- [What to work on]: Records follow. Select each line holding "index".

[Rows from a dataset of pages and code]
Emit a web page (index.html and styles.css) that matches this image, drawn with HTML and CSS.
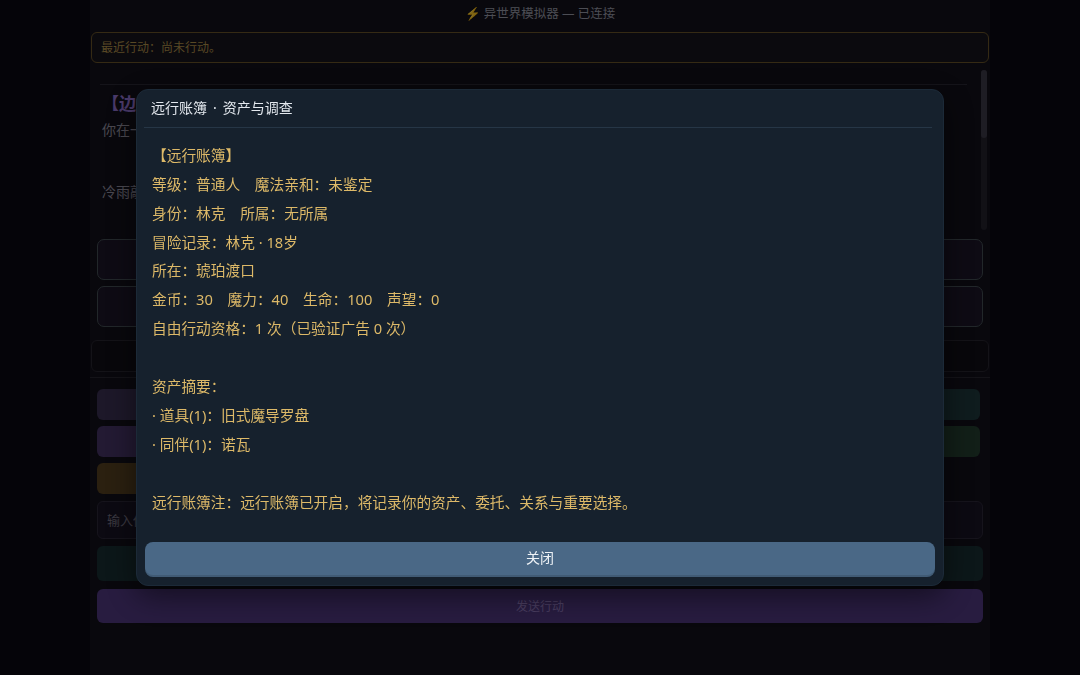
FILE: index.html
```html
<!DOCTYPE html>
<html lang="zh-CN">
<head>
    <meta charset="UTF-8">
    <meta name="viewport" content="width=device-width, initial-scale=1.0">
    <title>异世界模拟器</title>
    <link rel="stylesheet" href="styles.css">
</head>
<body>
    <div class="app">
        <div class="topbar"><span class="bolt">⚡</span> 异世界模拟器 — 已连接</div>
        <div class="recent">最近行动：尚未行动。</div>

        <div class="story">
            <div class="story-content">
                <div class="story-divider"></div>
                <h3 class="story-title">【边境渡口】</h3>
                <p>你在一阵刺骨的冷风中醒来。</p>
                <p class="gap">冷雨敲打着渡口的木栈桥。</p>
            </div>
            <div class="scrollbar"><div class="thumb"></div></div>
        </div>

        <div class="choices">
            <button class="choice"></button>
            <button class="choice"></button>
        </div>

        <div class="hint"></div>

        <div class="controls">
            <div class="quick-grid">
                <button class="quick purple"></button>
                <button class="quick teal"></button>
                <button class="quick violet"></button>
                <button class="quick green"></button>
                <button class="quick amber"></button>
            </div>
            <input class="action-input" type="text" placeholder="输入你的行动……">
            <button class="wide teal-dark"></button>
            <button class="wide send">发送行动</button>
        </div>
    </div>

    <div class="overlay">
        <div class="modal">
            <div class="modal-title">远行账簿<span class="sep">·</span>资产与调查</div>
            <div class="modal-body">【远行账簿】
等级：普通人　魔法亲和：未鉴定
身份：林克　所属：无所属
冒险记录：林克 · 18岁
所在：琥珀渡口
金币：30　魔力：40　生命：100　声望：0
自由行动资格：1 次（已验证广告 0 次）

资产摘要：
· 道具(1)：旧式魔导罗盘
· 同伴(1)：诺瓦

远行账簿注：远行账簿已开启，将记录你的资产、委托、关系与重要选择。</div>
            <button class="close-btn">关闭</button>
        </div>
    </div>
</body>
</html>
```

FILE: styles.css
```css
body {
    margin: 0;
    background-color: #0a0812;
    font-family: "Noto Sans", "Noto Sans CJK SC", sans-serif;
    color: #9490a0;
}
button, input {
    font-family: inherit;
}

/* main column (dimmed by the overlay) */
.app {
    width: 900px;
    margin: 0 auto;
    min-height: 100vh;
    background-color: #12101a;
}
.topbar {
    height: 28px;
    line-height: 28px;
    text-align: center;
    font-size: 12.5px;
    color: #989aa8;
}
.bolt {
    color: #d49a3c;
}
.recent {
    margin: 4px 1px 0;
    height: 31px;
    box-sizing: border-box;
    padding: 0 9px;
    line-height: 29px;
    font-size: 12px;
    color: #b0904a;
    background-color: #16141c;
    border: 1px solid #6a5428;
    border-radius: 6px;
}

.story {
    margin: 7px 3px 0 7px;
    height: 160px;
    display: flex;
    gap: 14px;
}
.story-content {
    flex: 1;
    padding-left: 5px;
    overflow: hidden;
}
.scrollbar {
    width: 6px;
    background: #24222c;
    border-radius: 3px;
}
.thumb {
    height: 68px;
    background: #3c3a48;
    border-radius: 3px;
}
.story-divider {
    height: 14px;
    margin-left: -2px;
    border-bottom: 1px solid #2a2834;
}
.story-title {
    margin: 8px 0 3px;
    font-size: 17px;
    line-height: 22px;
    color: #9474d4;
}
.story p {
    margin: 0;
    font-size: 14px;
    line-height: 24px;
}
.story p.gap {
    margin-top: 38px;
}

.choices {
    margin: 9px 7px 0;
    display: flex;
    flex-direction: column;
    gap: 6px;
}
.choice {
    height: 41px;
    background-color: #1c1628;
    border: 1px solid #444e54;
    border-radius: 7px;
}
.hint {
    margin: 13px 1px 0;
    height: 32px;
    background-color: #100e16;
    border: 1px solid #282630;
    border-radius: 6px;
    box-sizing: border-box;
}

.controls {
    margin-top: 5px;
    border-top: 1px solid #282630;
    padding: 11px 7px 20px;
    display: flex;
    flex-direction: column;
}
.quick-grid {
    display: grid;
    grid-template-columns: 1fr 1fr;
    gap: 6px;
    margin-right: 3px;
}
.quick {
    height: 31px;
    border: none;
    border-radius: 6px;
}
.purple { background-color: #3a3052; }
.teal { background-color: #1e383c; }
.violet { background-color: #463466; }
.green { background-color: #243e30; }
.amber { background-color: #564020; }

.action-input {
    margin-top: 7px;
    height: 38px;
    box-sizing: border-box;
    padding: 0 9px;
    background-color: #181424;
    border: 1px solid #2c2838;
    border-radius: 6px;
    font-size: 13px;
    color: #c8c4d4;
}
.action-input::placeholder {
    color: #747080;
}
.wide {
    border: none;
    border-radius: 6px;
    font-size: 12px;
}
.teal-dark {
    margin-top: 7px;
    height: 35px;
    background-color: #182e32;
}
.send {
    margin-top: 8px;
    height: 34px;
    background-color: #503880;
    color: #947cc0;
}

/* ledger dialog */
.overlay {
    position: fixed;
    inset: 0;
    background: rgba(0, 0, 0, 0.5);
    display: flex;
    align-items: center;
    justify-content: center;
}
.modal {
    width: 808px;
    box-sizing: border-box;
    padding: 8px;
    background-color: #16212d;
    border: 1px solid #1c2a38;
    border-radius: 12px;
    box-shadow: 0 10px 30px rgba(0, 0, 0, 0.5);
    display: flex;
    flex-direction: column;
}
.modal-title {
    padding: 1px 7px 10px;
    line-height: 18px;
    font-size: 14px;
    color: #e3e8ee;
    border-bottom: 1px solid #263646;
    margin: 0 3px 0 -1px;
}
.sep {
    margin: 0 6px;
}
.modal-body {
    padding: 12.5px 7px 25px;
    white-space: pre-wrap;
    font-size: 14.7px;
    line-height: 28.9px;
    color: #ddb968;
}
.close-btn {
    height: 35px;
    padding: 0 0 4px;
    border: none;
    border-radius: 8px;
    background-color: #4a6886;
    box-shadow: inset 0 -2px 0 rgba(0, 0, 0, 0.12);
    color: #eef2f6;
    font-size: 14px;
}
```
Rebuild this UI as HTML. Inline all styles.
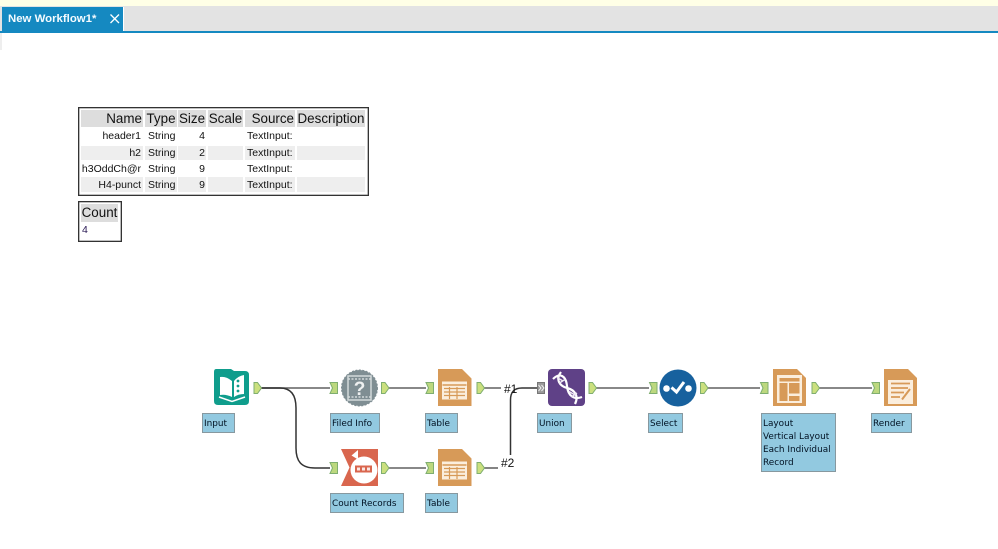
<!DOCTYPE html>
<html><head><meta charset="utf-8"><style>
html,body{margin:0;padding:0;background:#fff}
body{position:relative;width:998px;height:549px;overflow:hidden;font-family:"Liberation Sans",sans-serif;filter:blur(.3px)}
.a{position:absolute}
.c{position:absolute;box-sizing:border-box;white-space:nowrap;overflow:hidden}
.h{background:#ddd;color:#111;font-size:13.4px;line-height:17px;top:110px;height:17px;text-align:right;padding-right:1px}
.d{font-size:10.5px;color:#111;text-align:right}
.l{position:absolute;box-sizing:border-box;background:#92c9e0;border:1.5px solid #87989f;font:8.9px/13px "DejaVu Sans",sans-serif;color:#012;padding:4px 0 0 1px;white-space:nowrap}
</style></head><body>
<div class="a" style="left:0;top:0;width:998px;height:6px;background:#ffffe6"></div>
<div class="a" style="left:0;top:6px;width:998px;height:25px;background:#e3e3e3"></div>
<div class="a" style="left:2px;top:7px;width:121px;height:24px;background:#1589c1;color:#f4fbff;font-weight:bold;font-size:11.4px;line-height:25px;padding-left:6px;box-sizing:border-box">New Workflow1*</div>
<div class="a" style="left:123px;top:7px;width:1px;height:24px;background:#fff"></div>
<svg class="a" style="left:109px;top:13px" width="12" height="12"><path d="M1.5 1.500L10 10M10 1.500L1.500 10" stroke="#fff" stroke-width="1.300" fill="none"/></svg>
<div class="a" style="left:0;top:31px;width:998px;height:2px;background:#1589c1"></div>
<div class="a" style="left:0;top:33px;width:2px;height:17px;background:#eee"></div>

<div class="a" style="left:78px;top:107px;width:291px;height:89px;box-sizing:border-box;border:1.6px solid #333;box-shadow:inset 0 0 0 .4px #555"></div>
<div class="c h" style="left:81px;width:62px">Name</div>
<div class="c h" style="left:145px;width:32px;text-align:center;padding:0">Type</div>
<div class="c h" style="left:178px;width:28px;text-align:center;padding:0">Size</div>
<div class="c h" style="left:208px;width:35px;text-align:center;padding:0">Scale</div>
<div class="c h" style="left:245px;width:50px">Source</div>
<div class="c h" style="left:297px;width:68px;text-align:center;padding:0">Description</div>

<div class="c" style="left:81px;top:146px;width:62px;height:14px;background:#eee"></div>
<div class="c" style="left:145px;top:146px;width:32px;height:14px;background:#eee"></div>
<div class="c" style="left:178px;top:146px;width:28px;height:14px;background:#eee"></div>
<div class="c" style="left:208px;top:146px;width:35px;height:14px;background:#eee"></div>
<div class="c" style="left:245px;top:146px;width:50px;height:14px;background:#eee"></div>
<div class="c" style="left:297px;top:146px;width:68px;height:14px;background:#eee"></div>
<div class="c" style="left:81px;top:177px;width:62px;height:15px;background:#eee"></div>
<div class="c" style="left:145px;top:177px;width:32px;height:15px;background:#eee"></div>
<div class="c" style="left:178px;top:177px;width:28px;height:15px;background:#eee"></div>
<div class="c" style="left:208px;top:177px;width:35px;height:15px;background:#eee"></div>
<div class="c" style="left:245px;top:177px;width:50px;height:15px;background:#eee"></div>
<div class="c" style="left:297px;top:177px;width:68px;height:15px;background:#eee"></div>

<div class="c d" style="left:81px;top:129px;width:60px;line-height:14px">header1</div>
<div class="c d" style="left:148px;top:129px;width:29px;line-height:14px;text-align:left">String</div>
<div class="c d" style="left:178px;top:129px;width:27px;line-height:14px">4</div>
<div class="c d" style="left:247px;top:129px;width:48px;line-height:14px;text-align:left">TextInput:</div>
<div class="c d" style="left:81px;top:146px;width:60px;line-height:14px">h2</div>
<div class="c d" style="left:148px;top:146px;width:29px;line-height:14px;text-align:left">String</div>
<div class="c d" style="left:178px;top:146px;width:27px;line-height:14px">2</div>
<div class="c d" style="left:247px;top:146px;width:48px;line-height:14px;text-align:left">TextInput:</div>
<div class="c d" style="left:81px;top:162px;width:60px;line-height:14px">h3OddCh@r</div>
<div class="c d" style="left:148px;top:162px;width:29px;line-height:14px;text-align:left">String</div>
<div class="c d" style="left:178px;top:162px;width:27px;line-height:14px">9</div>
<div class="c d" style="left:247px;top:162px;width:48px;line-height:14px;text-align:left">TextInput:</div>
<div class="c d" style="left:81px;top:178px;width:60px;line-height:14px">H4-punct</div>
<div class="c d" style="left:148px;top:178px;width:29px;line-height:14px;text-align:left">String</div>
<div class="c d" style="left:178px;top:178px;width:27px;line-height:14px">9</div>
<div class="c d" style="left:247px;top:178px;width:48px;line-height:14px;text-align:left">TextInput:</div>

<div class="a" style="left:78px;top:201px;width:44px;height:41px;box-sizing:border-box;border:1.6px solid #333;box-shadow:inset 0 0 0 .4px #555"></div>
<div class="c" style="left:81px;top:204px;width:37px;height:18px;background:#ddd;font-size:13.4px;line-height:17px;color:#111;text-align:center">Count</div>
<div class="c" style="left:82px;top:223px;font-size:10.5px;line-height:14px;color:#2a1a55">4</div>

<svg class="a" style="left:0;top:0" width="998" height="549" viewBox="0 0 998 549">
<defs>
<g id="o"><path d="M0 -5.500H3.500L7.500 0L3.500 5.500H0Z" fill="#cbe07e" stroke="#7fae70" stroke-width="1"/></g>
<g id="i"><path d="M0 -5.500H7.500V5.500H0L2.500 0Z" fill="#bcd87e" stroke="#7fae70" stroke-width="1"/></g>
<g id="t"><path d="M0 0H24L33.500 9.500V37H0Z" fill="#d79a58"/><rect x="4" y="12.500" width="25" height="18" fill="#fbeedd"/><path d="M4.500 16H28.500" stroke="#d79a58" stroke-width="1.600"/><path d="M6 19.500H27M6 23H27M6 26.500H27M11.500 18V30M19 18V30" stroke="#d79a58" stroke-width="1.200"/></g>
</defs>

<g fill="none" stroke="#777" stroke-width="1.800">
<path d="M261 388H330"/><path d="M389 388H426"/><path d="M484 388H501"/><path d="M596 388H649"/><path d="M707 388H760"/><path d="M819 388H872"/>
<path d="M389 468H426"/><path d="M484 468H498"/>
</g>
<g fill="none" stroke="#333" stroke-width="1.500">
<path d="M261 388H280C291 388 296 395 296 408V448C296 461 301 468 315 468H330"/>
<path d="M510.500 455V400C510.500 392 514 388 522 388H537"/>
</g>
<text x="504" y="393" font-family="Liberation Sans" font-size="12" fill="#111">#1</text>
<text x="501" y="467" font-family="Liberation Sans" font-size="12" fill="#111">#2</text>

<use href="#o" x="254" y="388"/><use href="#i" x="330" y="388"/>
<use href="#o" x="381.500" y="388"/><use href="#i" x="426" y="388"/>
<use href="#o" x="477" y="388"/>
<use href="#o" x="589" y="388"/><use href="#i" x="649.500" y="388"/>
<use href="#o" x="700.500" y="388"/><use href="#i" x="760.500" y="388"/>
<use href="#o" x="812" y="388"/><use href="#i" x="872" y="388"/>
<use href="#i" x="330" y="468"/><use href="#o" x="381.500" y="468"/>
<use href="#i" x="426" y="468"/><use href="#o" x="477" y="468"/>
<path d="M537.500 382.500H544.500V393.500H537.500Z" fill="#999" stroke="#777"/>
<path d="M538.500 385L541 388L538.500 391M541.500 385L544 388L541.500 391" stroke="#eee" fill="none"/>

<!-- Input -->
<path d="M216 369H231L234 371H245Q249 371 249 375V401Q249 405 245 405H218Q214 405 214 401V372Q214 369 216 369Z" fill="#0f9d8c"/>
<path d="M220 377Q226 376 232 381V397Q226 394 220 395Z" fill="#fff"/>
<path d="M234 381Q238 376 244 375V394Q238 394 234 397Z" fill="#fff"/>
<path d="M219 397L232 401.500L245 397" fill="none" stroke="#fff" stroke-width="1.500"/>
<g fill="#0f9d8c"><circle cx="238" cy="381" r="1.400"/><circle cx="238" cy="386" r="1.400"/><circle cx="238" cy="391" r="1.400"/></g>

<!-- Field info -->
<circle cx="359.500" cy="388" r="18" fill="#7f8e93" stroke="#7f8e93" stroke-width="1" stroke-dasharray="2 1.500"/>
<rect x="348" y="376" width="23" height="24" fill="none" stroke="#d4dadb" stroke-width="1.500"/>
<path d="M348 379H371M348 397H371" stroke="#d4dadb" stroke-width="1.500" stroke-dasharray="2 1.500"/>
<text x="359.500" y="395" font-family="Liberation Sans" font-size="19" font-weight="bold" fill="#eef0f0" text-anchor="middle">?</text>

<!-- Count -->
<path d="M341 449H378V486H341L349.500 467.500Z" fill="#d9664e"/>
<circle cx="364" cy="470" r="13.500" fill="#fff"/>
<path d="M351.500 455.500L358 450V459.500Z" fill="#fff"/>
<rect x="355" y="465.500" width="17" height="7" fill="#d9664e"/>
<g fill="#fff" opacity=".85"><rect x="357" y="467.500" width="3" height="3"/><rect x="362" y="467.500" width="3" height="3"/><rect x="367" y="467.500" width="3" height="3"/></g>

<use href="#t" x="438" y="369"/>
<use href="#t" x="438" y="449"/>

<!-- Union -->
<rect x="548" y="369" width="37" height="37" rx="4" fill="#5f4187"/>
<g fill="none" stroke="#fff" stroke-width="2.200">
<path d="M553 379C560 372 566 376 567 386C568 396 574 400 582 397"/>
<path d="M561 372C555 380 560 386 567 388C575 390 579 396 575 404"/>
</g>
<g stroke="#efe9f5" stroke-width="1.400"><path d="M557 377.500L563 381M559.500 383L565 379.500M569 391.500L575 395M571.500 397L577 393"/></g>

<!-- Select -->
<circle cx="678" cy="388" r="18.500" fill="#17619e"/>
<circle cx="666.500" cy="388.500" r="3.300" fill="#fff"/>
<circle cx="688.500" cy="388.500" r="3.300" fill="#fff"/>
<path d="M671.500 387.500L676.500 392L684 382" fill="none" stroke="#fff" stroke-width="3"/>

<!-- Layout -->
<path d="M773 369H797L806 378V406H773Z" fill="#d79a58"/>
<rect x="777" y="375" width="25" height="28" fill="#fbeedd"/>
<g fill="#d79a58"><rect x="779.500" y="378" width="20" height="3.500"/><rect x="779.500" y="383" width="8" height="18"/><rect x="789" y="383" width="10.500" height="10.500"/><rect x="789" y="396" width="10.500" height="5"/></g>

<!-- Render -->
<path d="M884 369H908L917 378V406H884Z" fill="#d79a58"/>
<rect x="888" y="380" width="25" height="24" fill="#fbeedd"/>
<path d="M891 383.500H910M891 388H908M891 392.500H904M891 397H900" stroke="#d79a58" stroke-width="1.800"/>
<path d="M902 399.500L910 389" stroke="#d79a58" stroke-width="2"/>
</svg>

<div class="l" style="left:202px;top:413px;width:33px;height:20px">Input</div>
<div class="l" style="left:330px;top:413px;width:50px;height:20px">Filed Info</div>
<div class="l" style="left:330px;top:493px;width:74px;height:20px">Count Records</div>
<div class="l" style="left:425px;top:413px;width:33px;height:20px">Table</div>
<div class="l" style="left:425px;top:493px;width:33px;height:20px">Table</div>
<div class="l" style="left:537px;top:413px;width:35px;height:20px">Union</div>
<div class="l" style="left:648px;top:413px;width:35px;height:20px">Select</div>
<div class="l" style="left:761px;top:413px;width:75px;height:59px">Layout<br>Vertical Layout<br>Each Individual<br>Record</div>
<div class="l" style="left:871px;top:413px;width:41px;height:20px">Render</div>
</body></html>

- [Task response]:
Emit a web page (index.html and styles.css) that matches this image, drawn with HTML and CSS.
FILE: index.html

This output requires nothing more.